THERE has been a lot of interest in last week's article about "Ropner's little navy", and we shall be returning to it in future weeks. Many thanks, as ever, to everyone who has been in touch.

One of the questions last week concerned the first four merchant ships that Sir Robert Ropner built when he took over the North Shore shipyard on the Tees at Stockton in 1888. They were called Maltby, Aislaby, Raisby and Thornaby, and established a Ropner convention of naming his ships after Saxon settlements in the Stockton area. Maltby, Aislaby and Thornaby are all south Stockton, but we were perplexed by Raisby.

John Smailes of Durham has been in touch because the answer is contained in his book about Steetley's quarrying operations in the North-East, which we reviewed in Memories 57.
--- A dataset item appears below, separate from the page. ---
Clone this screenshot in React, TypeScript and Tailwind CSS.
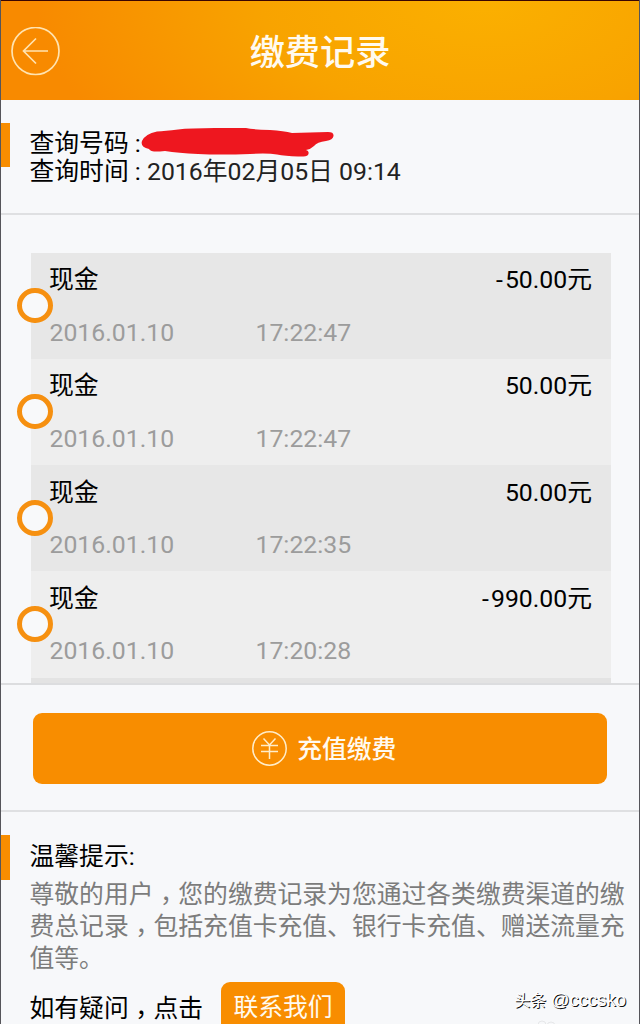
import clsx from 'clsx';

interface PaymentRecord {
  id: number;
  type: string;
  amount: string;
  date: string;
  time: string;
}

const records: PaymentRecord[] = [
  { id: 1, type: '现金', amount: '-50.00元', date: '2016.01.10', time: '17:22:47' },
  { id: 2, type: '现金', amount: '50.00元', date: '2016.01.10', time: '17:22:47' },
  { id: 3, type: '现金', amount: '50.00元', date: '2016.01.10', time: '17:22:35' },
  { id: 4, type: '现金', amount: '-990.00元', date: '2016.01.10', time: '17:20:28' },
];

// The TC face centres the comma in its cell, so it only has to be lowered
function Comma() {
  return <span className="relative top-[7px] font-['Noto_Sans_CJK_TC',sans-serif] leading-none">，</span>;
}

function Header() {
  return (
    <header className="flex h-[100px] shrink-0 items-center border-t border-[#3a0500] bg-[radial-gradient(ellipse_450px_230px_at_76%_0%,#fbb000_0%,#f8a300_50%,#f88a00_100%)] pt-[2px]">
      <button className="ml-[11px] w-[49px]" aria-label="返回">
        <svg width="49" height="49" viewBox="0 0 49 49" fill="none" stroke="#ffe3b0" strokeWidth="1.7">
          <circle cx="24.5" cy="24" r="23.5" />
          <path d="M37 24H13M25 11.500L12.500 24L25 36.500" />
        </svg>
      </button>
      <h1 className="mr-[60px] flex-1 pt-[2px] text-center text-[35.2px] font-medium leading-[48px] text-[#fffaf0]">
        缴费记录
      </h1>
    </header>
  );
}

function QueryInfo() {
  return (
    <section className="flex h-[115px] shrink-0 border-b-2 border-[#dfe0e2] pt-[23px]">
      <div className="h-[44px] w-[10px] bg-[#f88d00]" />
      <div className="ml-[19.500px] mt-[6.500px] leading-[28.5px]">
        <div className="flex h-[28.5px]">
          <span className="whitespace-pre text-black">查询号码 :</span>
          {/* Number is scribbled out */}
          <svg className="-mt-[2.500px] shrink-0" width="193" height="30" viewBox="141 127 193 30" fill="#ee171f">
            <path d="M142 141Q145 134 157 131.500Q165 131 178 129.500Q190 128 215 128L246 128Q252 129.500 270 130Q284 131 292 133L328 132Q334 132 333.500 136Q333 140 326 141Q317 142 314 146Q311 149 306 150Q310 151 308 155Q306 157 298 156.500Q285 156 277 154.500Q268 153 250 154Q220 155 198 154Q178 153 165 151L160 151.500Q150 152 149 149Q140 147 142 141Z" />
          </svg>
        </div>
        <div className="whitespace-pre text-[#222]">
          <span className="text-black">查询时间 : </span>2016年02月05日 09:14
        </div>
      </div>
    </section>
  );
}

function RecordRow({ record, shaded }: { record: PaymentRecord; shaded: boolean }) {
  const negative = record.amount.startsWith('-');

  return (
    <li
      className={clsx(
        'relative flex h-[106.300px] shrink-0 flex-col pl-[18.500px] pr-[18.500px] pt-[10.500px]',
        shaded ? 'bg-[#e7e7e7]' : 'bg-[#eeeeee]',
      )}
    >
      {/* Timeline marker */}
      <span className="absolute -left-[14px] top-[35px] size-[35.500px] rounded-full border-[5px] border-[#f69010] bg-[#f8f9fa]" />
      <div className="flex justify-between leading-[34px] text-black">
        <span className="-ml-[0.500px]">{record.type}</span>
        <span>
          {negative && <span className="tracking-[2px]">-</span>}
          {negative ? record.amount.slice(1) : record.amount}
        </span>
      </div>
      <div className="mt-[18.500px] flex leading-[34px] text-[#9c9c9c]">
        <span className="w-[206px]">{record.date}</span>
        <span>{record.time}</span>
      </div>
    </li>
  );
}

function RecordList() {
  return (
    <section className="h-[470px] shrink-0 overflow-hidden border-b-2 border-[#dcdddf] pt-[37.500px]">
      <ul className="ml-[31px] mr-[29.500px] flex flex-col">
        {records.map((record, i) => (
          <RecordRow key={record.id} record={record} shaded={i % 2 === 0} />
        ))}
        <li className="h-5 bg-[#e3e3e3]" />
      </ul>
    </section>
  );
}

function RechargeButton() {
  return (
    <section className="h-[127px] shrink-0 border-b-2 border-[#dfe0e2] pl-[32.500px] pr-[33px] pt-[28px]">
      <button className="flex h-[71px] w-full items-center justify-center rounded-[9px] bg-[#f88d00] pl-[9px] font-medium text-[#fffaf0]">
        <svg className="mr-[10px]" width="35" height="35" viewBox="0 0 35 35" fill="none" stroke="#ffedc9" strokeWidth="1.5">
          <circle cx="17.500" cy="17.500" r="16.700" />
          <path d="M11.500 7.500L17.500 14L23.500 7.500M9 14.500H26M9 20.500H26M17.500 14V28" />
        </svg>
        <span className="pt-[2px]">充值缴费</span>
      </button>
    </section>
  );
}

function Tips() {
  return (
    <section className="flex flex-1 overflow-hidden pt-[23px]">
      <div className="h-[45px] w-[10px] shrink-0 bg-[#f88d00]" />
      <div className="ml-[19.500px] flex-1">
        <h2 className="mt-[3.500px] leading-[36px] text-black">温馨提示:</h2>
        <p className="mt-[4.500px] w-[600px] leading-[32px] text-[#7c7c7c]">
          尊敬的用户<Comma />您的缴费记录为您通过各类缴费渠道的缴
          <br />
          费总记录<Comma />包括充值卡充值、银行卡充值、赠送流量充
          <br />
          值等。
        </p>
        <div className="mt-[7px] flex">
          <span className="w-[191.500px] pt-[2px] leading-[50px] text-black">
            如有疑问<Comma />点击
          </span>
          <button className="h-[52px] w-[124px] rounded-[9px] bg-[#f88d00] leading-[50px] text-[#fffaf0]">联系我们</button>
        </div>
      </div>
    </section>
  );
}

export default function App() {
  return (
    <div className="relative flex h-[1024px] w-[640px] flex-col overflow-hidden bg-[#f7f8fa] font-[Roboto,'Noto_Sans_CJK_SC',sans-serif] text-[24.800px]">
      <Header />
      <QueryInfo />
      <RecordList />
      <RechargeButton />
      <Tips />
      {/* Screen edges */}
      <div className="absolute inset-y-0 left-0 w-px bg-[#55555a]" />
      <div className="absolute inset-y-0 right-0 w-px bg-[#55555a]" />
      <div className="absolute right-[14px] top-[988px] whitespace-pre font-['Liberation_Sans','Noto_Sans_CJK_SC',sans-serif] text-[16px] leading-[24px] text-white [text-shadow:1px_1px_0_#111]">
        头条 <span className="text-[18.500px]">@cccsko</span>
      </div>
      <svg className="absolute bottom-0 left-[537px]" width="20" height="4" viewBox="0 0 20 4" fill="none" stroke="#e6e7e9">
        <circle cx="5" cy="5" r="4" />
        <circle cx="14" cy="6" r="4" />
      </svg>
    </div>
  );
}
Sir Robert, you will remember, arrived in this country as a penniless German immigrant in 1859, but by 1881he had prospered so well in West Hartlepool that he was able to join forces with other entrepreneurs and buy the Raisby Hill limestone quarries near Coxhoe. One of his partners was Sunderland shipowner Sir John Storey Barwick who celebrated the purchase of the quarries by naming his latests screw steamer "Raisby".

Unfortunately, on Christmas Day three years later, the Raisby was sailing from Singapore to New York with a cargo of tea and silk and Japanese fancy items when it hit an unmarked wreck off Aden. Her crew, passengers and one stowaway were rescued, but the Raisby sunk.

This left the way clear for Sir Robert, when he began building his own ships in Stockton, to name one of his first vessels after his Durham quarry. Sir John and the quarry manager, James Tait, both had shares in the second Raisby.

It sailed the seas, earning them money, for 12 years. But in 1901, this Raisby was wrecked in the Cape Verde Islands in the Atlantic Ocean.

BLOB The editions of local newspapers which reported the May 1918 King's Birthday Honours also reported that Second Lieutenant R Ropner, the son of Robert of Hartburn and the grandson of Sir Robert, was officially listed as missing. The good news is that he appears to have turned up, lucky chap, because no Ropners are listed on the Commonwealth War Graves Commission website.